In 2025, the centenary of Luigi Pellegrin’s birth is marked by Luigi Pellegrin. Envisionings for Rome, an exhibition curated by Sergio Bianchi and Angela Parente and presented at MAXXI – National Museum of 21st Century Arts in Rome. Drawing from the MAXXI Architecture Archives, the exhibition offers a comprehensive exploration of Pellegrin’s visionary work, with a special focus on his radical proposals for the future of Rome.

The exhibition concentrates on the final decade of Pellegrin’s career, during the 1990s, when the architect dedicated his research to imagining new urban scenarios for the Jubilee of 2000. Working primarily on Rome’s railway areas, Pellegrin envisioned large-scale infrastructural systems capable of reconnecting fragmented parts of the city while integrating services, public spaces, and ecological corridors. His proposals transcend the scale of individual buildings, addressing the city as a living organism and redefining the relationship between architecture, infrastructure, and territory.
Practical info
“Luigi Pellegrin. Envisionings for Rome”
December 17, 2025 – April 6, 2026
MAXXI
Via Guido Reni, 4a, Roma RM
Italy
Central to the exhibition is Pellegrin’s idea of using railway infrastructures as connective elements: Termini Station linked to the Baths of Diocletian, Tiburtina transformed into a strategic urban hinge, and stations evolving into elevated pedestrian networks extending across the city. Although these ambitious projects were never realized, they remain strikingly relevant and visionary today.


Alongside the Roman projects, Envisionings for Rome retraces Pellegrin’s broader intellectual and professional journey. Born in France in 1925 and raised in Rome, Pellegrin developed a deeply ethical and systemic approach to architecture, influenced by organic thinking and figures such as Frank Lloyd Wright, Louis Sullivan, and Buckminster Fuller. His work spans from early “para-organic” buildings and experimental school architecture to megastructural visions, elevated habitats, and planetary-scale proposals that challenge anthropocentric models of development.

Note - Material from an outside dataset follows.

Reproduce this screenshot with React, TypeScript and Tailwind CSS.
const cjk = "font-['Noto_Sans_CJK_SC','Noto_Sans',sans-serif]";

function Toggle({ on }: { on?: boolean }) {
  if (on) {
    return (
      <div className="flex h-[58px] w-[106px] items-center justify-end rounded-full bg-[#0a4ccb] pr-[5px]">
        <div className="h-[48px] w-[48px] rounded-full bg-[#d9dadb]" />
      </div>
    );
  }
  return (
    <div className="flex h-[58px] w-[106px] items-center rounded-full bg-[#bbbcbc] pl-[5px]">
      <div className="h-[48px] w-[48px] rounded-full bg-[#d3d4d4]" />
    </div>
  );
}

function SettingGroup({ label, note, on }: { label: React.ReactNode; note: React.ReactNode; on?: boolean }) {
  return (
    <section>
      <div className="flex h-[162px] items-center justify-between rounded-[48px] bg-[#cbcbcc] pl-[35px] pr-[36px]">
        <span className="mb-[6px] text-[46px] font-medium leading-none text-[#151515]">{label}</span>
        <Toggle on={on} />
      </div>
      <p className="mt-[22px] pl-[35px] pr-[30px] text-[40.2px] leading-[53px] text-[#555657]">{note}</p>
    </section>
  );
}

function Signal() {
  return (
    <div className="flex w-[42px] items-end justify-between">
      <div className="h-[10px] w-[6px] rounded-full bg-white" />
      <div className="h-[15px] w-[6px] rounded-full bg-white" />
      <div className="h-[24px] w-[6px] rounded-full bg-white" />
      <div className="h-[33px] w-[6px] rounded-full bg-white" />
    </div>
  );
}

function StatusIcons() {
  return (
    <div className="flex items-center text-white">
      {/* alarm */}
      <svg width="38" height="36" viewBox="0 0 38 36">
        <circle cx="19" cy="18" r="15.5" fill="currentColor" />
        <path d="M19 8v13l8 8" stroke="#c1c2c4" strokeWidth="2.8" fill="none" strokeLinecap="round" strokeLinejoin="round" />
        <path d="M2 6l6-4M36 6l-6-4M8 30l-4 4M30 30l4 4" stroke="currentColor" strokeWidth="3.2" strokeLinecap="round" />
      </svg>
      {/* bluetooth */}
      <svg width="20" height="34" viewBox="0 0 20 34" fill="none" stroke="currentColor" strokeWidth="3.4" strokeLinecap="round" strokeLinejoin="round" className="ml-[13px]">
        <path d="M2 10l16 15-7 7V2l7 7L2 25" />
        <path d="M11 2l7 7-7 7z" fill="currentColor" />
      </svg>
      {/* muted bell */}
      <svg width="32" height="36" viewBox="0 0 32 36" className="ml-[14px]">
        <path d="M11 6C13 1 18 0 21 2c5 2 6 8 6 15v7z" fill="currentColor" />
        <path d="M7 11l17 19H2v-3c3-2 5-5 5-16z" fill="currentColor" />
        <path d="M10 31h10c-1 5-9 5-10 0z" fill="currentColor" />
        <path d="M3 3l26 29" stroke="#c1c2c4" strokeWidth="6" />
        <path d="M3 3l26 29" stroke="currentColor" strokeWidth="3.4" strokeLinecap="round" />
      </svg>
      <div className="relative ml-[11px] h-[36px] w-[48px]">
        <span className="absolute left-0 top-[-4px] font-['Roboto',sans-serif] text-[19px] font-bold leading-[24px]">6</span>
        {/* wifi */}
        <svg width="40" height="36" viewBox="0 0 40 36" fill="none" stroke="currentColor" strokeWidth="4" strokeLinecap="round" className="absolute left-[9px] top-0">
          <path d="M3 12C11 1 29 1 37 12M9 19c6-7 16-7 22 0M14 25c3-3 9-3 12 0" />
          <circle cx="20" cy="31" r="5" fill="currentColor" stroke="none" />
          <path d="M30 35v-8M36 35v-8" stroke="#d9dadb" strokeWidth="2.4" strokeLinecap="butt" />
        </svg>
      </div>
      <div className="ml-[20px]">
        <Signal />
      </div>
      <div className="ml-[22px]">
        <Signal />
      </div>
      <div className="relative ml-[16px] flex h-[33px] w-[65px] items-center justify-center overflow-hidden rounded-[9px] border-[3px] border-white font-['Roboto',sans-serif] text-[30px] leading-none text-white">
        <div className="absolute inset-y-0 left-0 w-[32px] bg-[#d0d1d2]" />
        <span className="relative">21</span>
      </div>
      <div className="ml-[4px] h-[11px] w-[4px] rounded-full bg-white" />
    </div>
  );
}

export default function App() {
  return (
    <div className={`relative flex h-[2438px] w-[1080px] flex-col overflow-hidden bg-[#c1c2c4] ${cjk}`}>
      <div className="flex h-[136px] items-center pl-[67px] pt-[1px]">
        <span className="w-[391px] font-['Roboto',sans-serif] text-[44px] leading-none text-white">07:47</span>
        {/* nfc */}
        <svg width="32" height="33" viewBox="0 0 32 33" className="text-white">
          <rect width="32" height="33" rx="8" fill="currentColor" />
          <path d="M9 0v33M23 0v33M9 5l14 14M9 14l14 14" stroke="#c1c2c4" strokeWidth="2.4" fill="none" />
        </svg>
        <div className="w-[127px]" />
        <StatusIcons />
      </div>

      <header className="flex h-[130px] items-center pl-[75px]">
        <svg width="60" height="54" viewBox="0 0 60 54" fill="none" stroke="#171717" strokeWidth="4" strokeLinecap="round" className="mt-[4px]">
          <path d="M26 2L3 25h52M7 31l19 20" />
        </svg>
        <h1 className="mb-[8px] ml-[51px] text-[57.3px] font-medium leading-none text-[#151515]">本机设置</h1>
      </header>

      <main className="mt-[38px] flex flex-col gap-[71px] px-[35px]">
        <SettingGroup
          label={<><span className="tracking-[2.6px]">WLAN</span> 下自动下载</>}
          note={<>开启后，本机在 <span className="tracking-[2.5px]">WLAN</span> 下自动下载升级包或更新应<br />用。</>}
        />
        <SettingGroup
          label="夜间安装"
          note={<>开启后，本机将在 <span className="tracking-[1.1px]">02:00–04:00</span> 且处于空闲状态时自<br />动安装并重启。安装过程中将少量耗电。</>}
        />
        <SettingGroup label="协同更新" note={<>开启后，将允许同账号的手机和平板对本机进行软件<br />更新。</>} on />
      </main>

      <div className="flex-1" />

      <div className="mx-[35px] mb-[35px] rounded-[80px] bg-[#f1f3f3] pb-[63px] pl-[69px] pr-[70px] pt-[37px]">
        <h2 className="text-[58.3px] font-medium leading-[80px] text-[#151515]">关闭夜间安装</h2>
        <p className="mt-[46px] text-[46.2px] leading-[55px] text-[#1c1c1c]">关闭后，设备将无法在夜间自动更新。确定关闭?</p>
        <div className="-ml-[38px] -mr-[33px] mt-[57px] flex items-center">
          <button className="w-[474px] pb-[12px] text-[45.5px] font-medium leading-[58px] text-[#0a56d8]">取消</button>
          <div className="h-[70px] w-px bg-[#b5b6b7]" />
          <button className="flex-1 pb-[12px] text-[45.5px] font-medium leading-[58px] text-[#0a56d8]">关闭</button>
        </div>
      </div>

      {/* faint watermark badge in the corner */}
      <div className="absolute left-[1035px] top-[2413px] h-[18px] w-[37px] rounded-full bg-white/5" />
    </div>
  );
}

The exhibition also highlights Pellegrin’s extraordinary drawings—dense, dreamlike, and speculative—which form a crucial part of his archive. These works reveal an architecture that is not utopian, but profoundly pragmatic, seeking to reconcile human settlement with nature, technology, and the Earth’s surface.
Twenty-five years after they were conceived, Pellegrin’s visions for Rome resonate with renewed urgency. Luigi Pellegrin. Envisionings for Rome invites visitors to rediscover an interrupted path and to reflect on architecture’s role in shaping more integrated, sustainable, and imaginative futures for the city.